**What is expected:** Reproduce all of the data below without alteration; exclude every picture.

START

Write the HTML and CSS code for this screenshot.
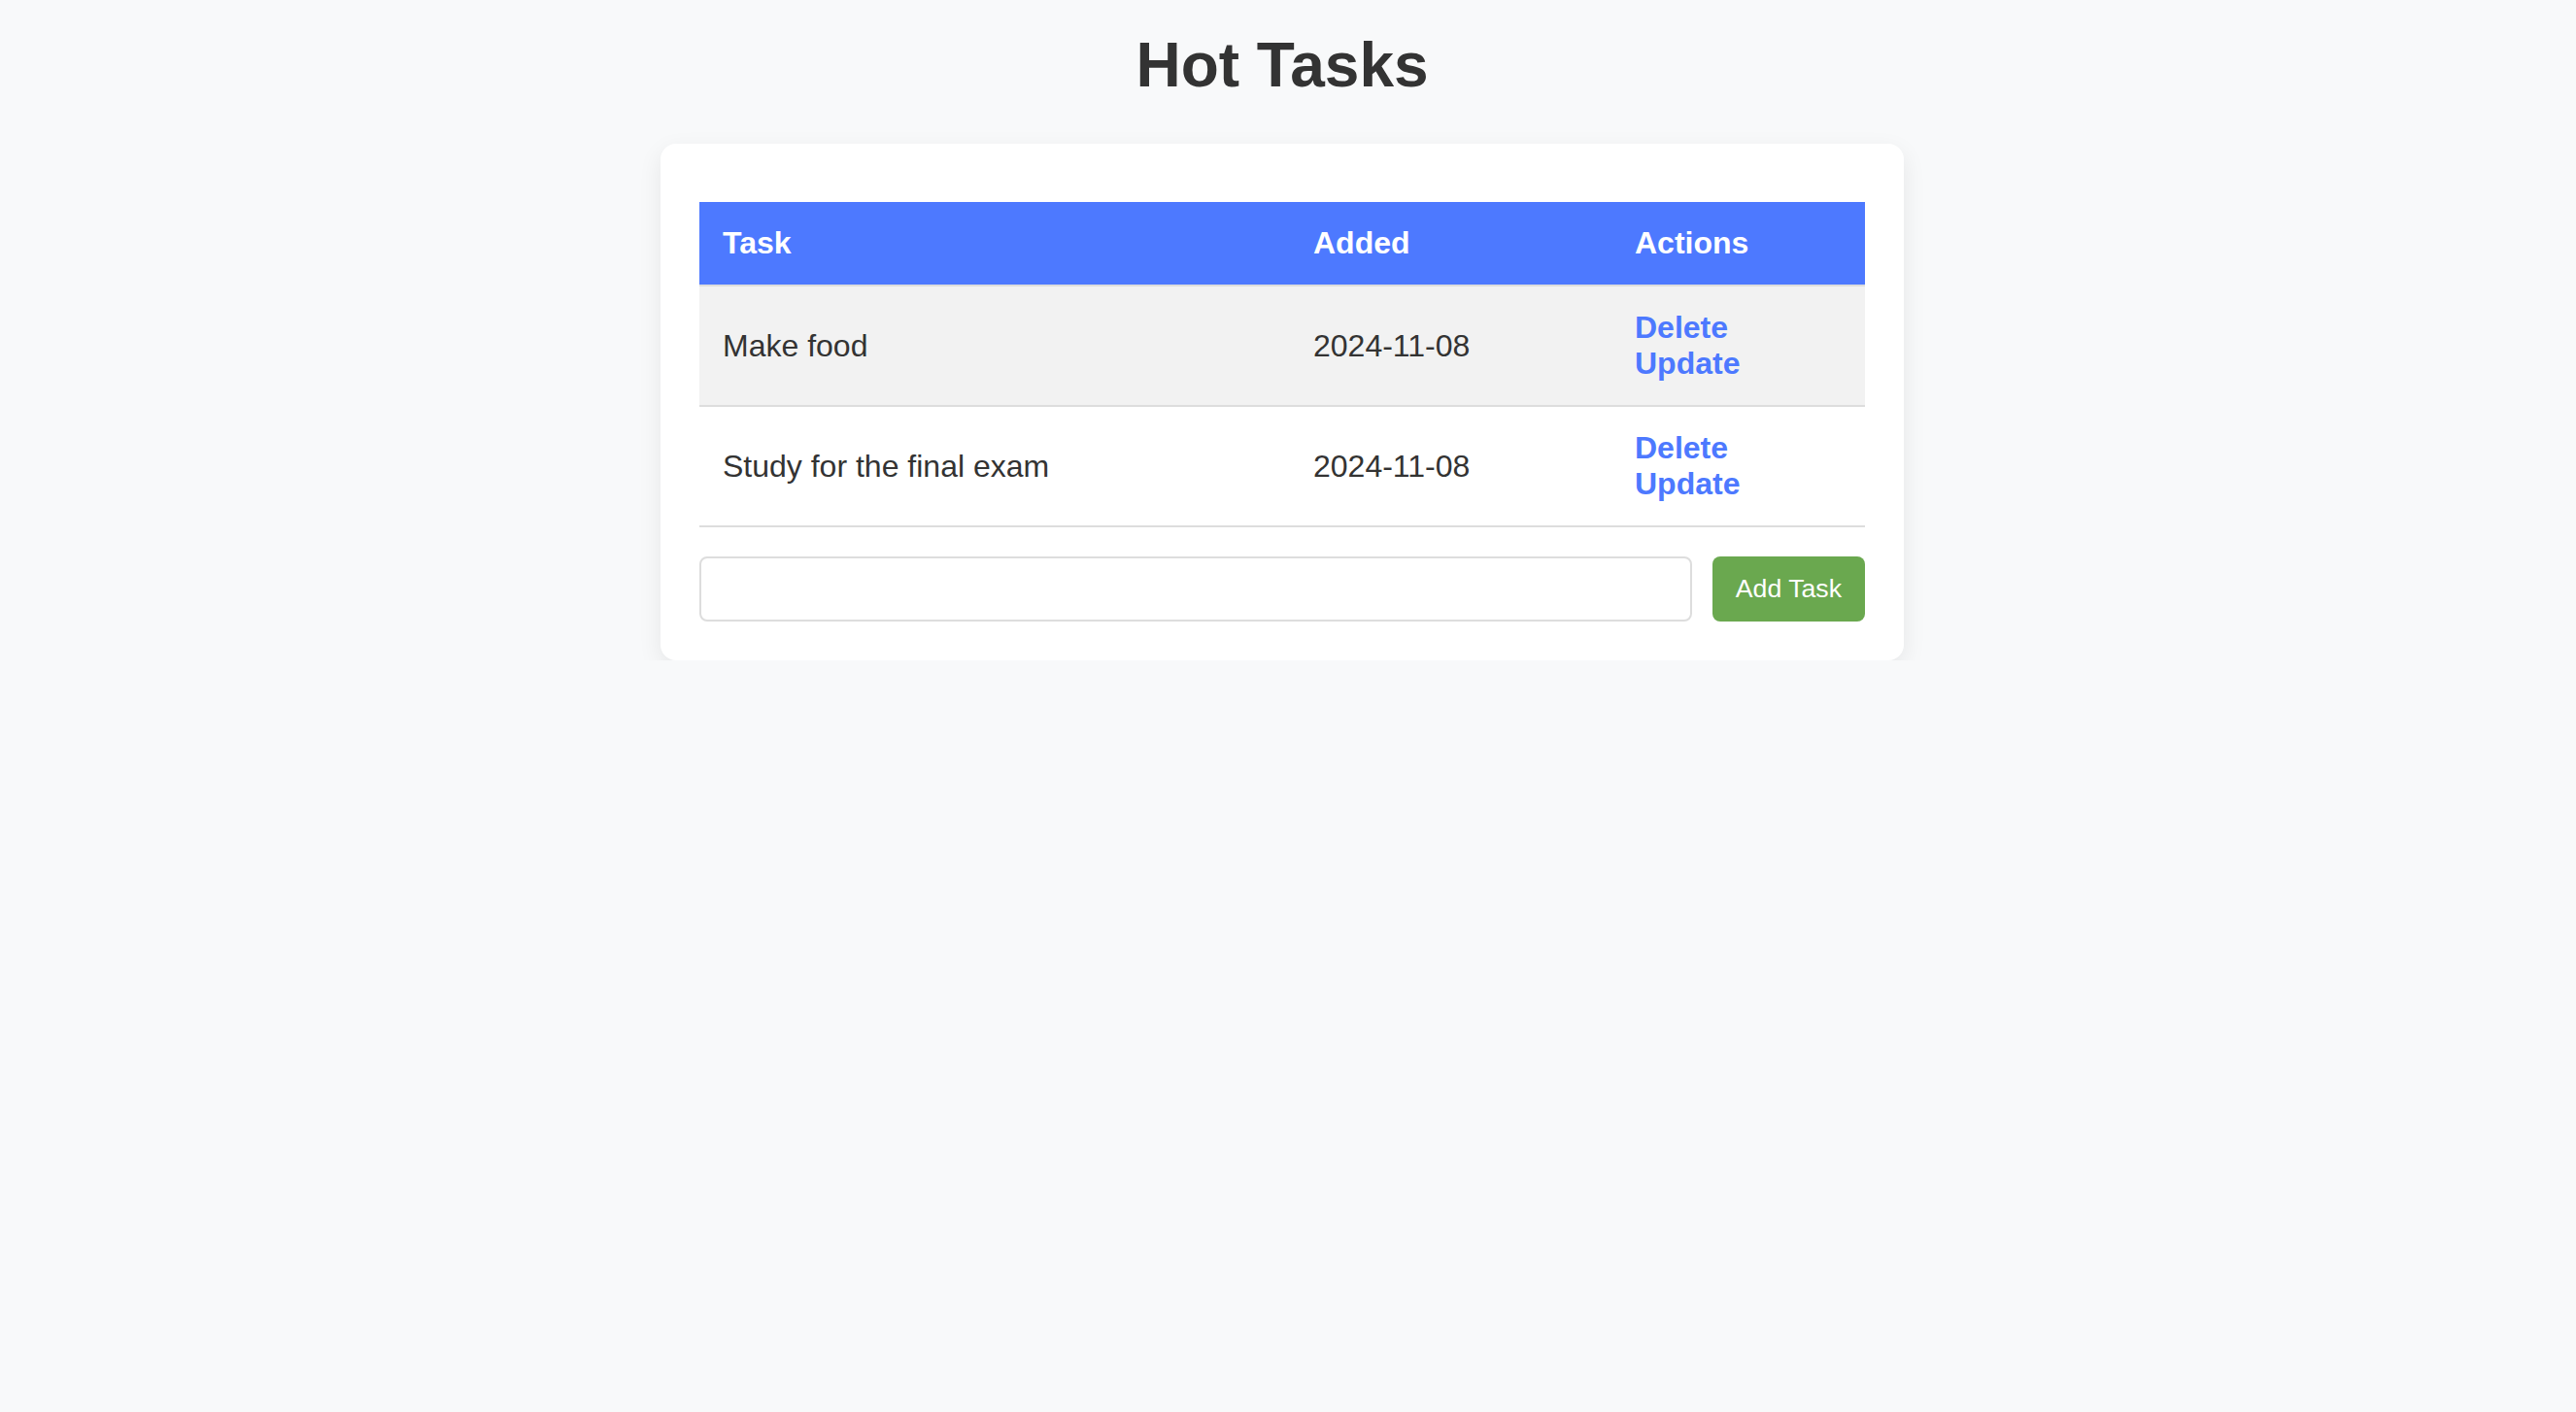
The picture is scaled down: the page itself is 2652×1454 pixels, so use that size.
FILE: index.html
```html
<!DOCTYPE html>
<html lang="en">
<head>
<meta charset="utf-8">
<title>Hot Tasks</title>
<link rel="stylesheet" href="styles.css">
</head>
<body>
<h1 class="title">Hot Tasks</h1>
<main class="card">
  <table class="tasks">
    <thead>
      <tr>
        <th class="col-task">Task</th>
        <th class="col-added">Added</th>
        <th class="col-actions">Actions</th>
      </tr>
    </thead>
    <tbody>
      <tr>
        <td>Make food</td>
        <td>2024-11-08</td>
        <td><a href="#" class="action">Delete</a><a href="#" class="action">Update</a></td>
      </tr>
      <tr>
        <td>Study for the final exam</td>
        <td>2024-11-08</td>
        <td><a href="#" class="action">Delete</a><a href="#" class="action">Update</a></td>
      </tr>
    </tbody>
  </table>
  <form class="add-form">
    <input class="add-input" type="text">
    <button class="add-btn" type="button">Add Task</button>
  </form>
</main>
</body>
</html>
```
FILE: styles.css
```css
html, body {
  margin: 0;
}
body {
  background: #f8f9fa;
  padding: 30px 12px 0 0;
  font-family: "Liberation Sans", Arial, sans-serif;
  color: #333;
}
.title {
  font-size: 64px;
  line-height: 74px;
  font-weight: bold;
  text-align: center;
  color: #333;
  margin: 0 0 44px;
}
.card {
  display: block;
  box-sizing: border-box;
  width: 1280px;
  margin: 0 auto;
  background: #fff;
  border-radius: 16px;
  padding: 60px 40px 40px;
  box-shadow: 0 8px 24px rgba(0, 0, 0, 0.08);
}
.tasks {
  width: 100%;
  border-collapse: collapse;
  table-layout: fixed;
  font-size: 32px;
}
.tasks th,
.tasks td {
  box-sizing: border-box;
}
.col-task { width: 608px; }
.col-added { width: 331px; }
.col-actions { width: 261px; }
.tasks th {
  background: #4d79ff;
  color: #fff;
  text-align: left;
  font-weight: bold;
  padding: 24px;
  border-bottom: 2px solid #ddd;
}
.tasks td {
  padding: 24px;
  border-bottom: 2px solid #ddd;
  color: #333;
  vertical-align: middle;
}
.tasks tbody tr:nth-child(odd) td {
  background: #f2f2f2;
}
.action {
  display: block;
  color: #4d79ff;
  font-weight: bold;
  text-decoration: none;
}
.add-form {
  display: flex;
  gap: 21px;
  margin: 30px 0 0;
}
.add-input {
  flex: 1;
  min-width: 0;
  padding: 16px;
  border: 2px solid #ddd;
  border-radius: 8px;
  font-family: "Liberation Sans", Arial, sans-serif;
  font-size: 26.67px;
  background: #fff;
}
.add-btn {
  padding: 0 24px;
  background: #6aa84f;
  color: #fff;
  border: none;
  border-radius: 8px;
  font-family: "Liberation Sans", Arial, sans-serif;
  font-size: 26.67px;
}
```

END

**Response below:**
Write the HTML and CSS code for this screenshot.
The picture is scaled down: the page itself is 2652×1454 pixels, so use that size.
FILE: index.html
```html
<!DOCTYPE html>
<html lang="en">
<head>
<meta charset="utf-8">
<title>Hot Tasks</title>
<link rel="stylesheet" href="styles.css">
</head>
<body>
<h1 class="title">Hot Tasks</h1>
<main class="card">
  <table class="tasks">
    <thead>
      <tr>
        <th class="col-task">Task</th>
        <th class="col-added">Added</th>
        <th class="col-actions">Actions</th>
      </tr>
    </thead>
    <tbody>
      <tr>
        <td>Make food</td>
        <td>2024-11-08</td>
        <td><a href="#" class="action">Delete</a><a href="#" class="action">Update</a></td>
      </tr>
      <tr>
        <td>Study for the final exam</td>
        <td>2024-11-08</td>
        <td><a href="#" class="action">Delete</a><a href="#" class="action">Update</a></td>
      </tr>
    </tbody>
  </table>
  <form class="add-form">
    <input class="add-input" type="text">
    <button class="add-btn" type="button">Add Task</button>
  </form>
</main>
</body>
</html>
```
FILE: styles.css
```css
html, body {
  margin: 0;
}
body {
  background: #f8f9fa;
  padding: 30px 12px 0 0;
  font-family: "Liberation Sans", Arial, sans-serif;
  color: #333;
}
.title {
  font-size: 64px;
  line-height: 74px;
  font-weight: bold;
  text-align: center;
  color: #333;
  margin: 0 0 44px;
}
.card {
  display: block;
  box-sizing: border-box;
  width: 1280px;
  margin: 0 auto;
  background: #fff;
  border-radius: 16px;
  padding: 60px 40px 40px;
  box-shadow: 0 8px 24px rgba(0, 0, 0, 0.08);
}
.tasks {
  width: 100%;
  border-collapse: collapse;
  table-layout: fixed;
  font-size: 32px;
}
.tasks th,
.tasks td {
  box-sizing: border-box;
}
.col-task { width: 608px; }
.col-added { width: 331px; }
.col-actions { width: 261px; }
.tasks th {
  background: #4d79ff;
  color: #fff;
  text-align: left;
  font-weight: bold;
  padding: 24px;
  border-bottom: 2px solid #ddd;
}
.tasks td {
  padding: 24px;
  border-bottom: 2px solid #ddd;
  color: #333;
  vertical-align: middle;
}
.tasks tbody tr:nth-child(odd) td {
  background: #f2f2f2;
}
.action {
  display: block;
  color: #4d79ff;
  font-weight: bold;
  text-decoration: none;
}
.add-form {
  display: flex;
  gap: 21px;
  margin: 30px 0 0;
}
.add-input {
  flex: 1;
  min-width: 0;
  padding: 16px;
  border: 2px solid #ddd;
  border-radius: 8px;
  font-family: "Liberation Sans", Arial, sans-serif;
  font-size: 26.67px;
  background: #fff;
}
.add-btn {
  padding: 0 24px;
  background: #6aa84f;
  color: #fff;
  border: none;
  border-radius: 8px;
  font-family: "Liberation Sans", Arial, sans-serif;
  font-size: 26.67px;
}
```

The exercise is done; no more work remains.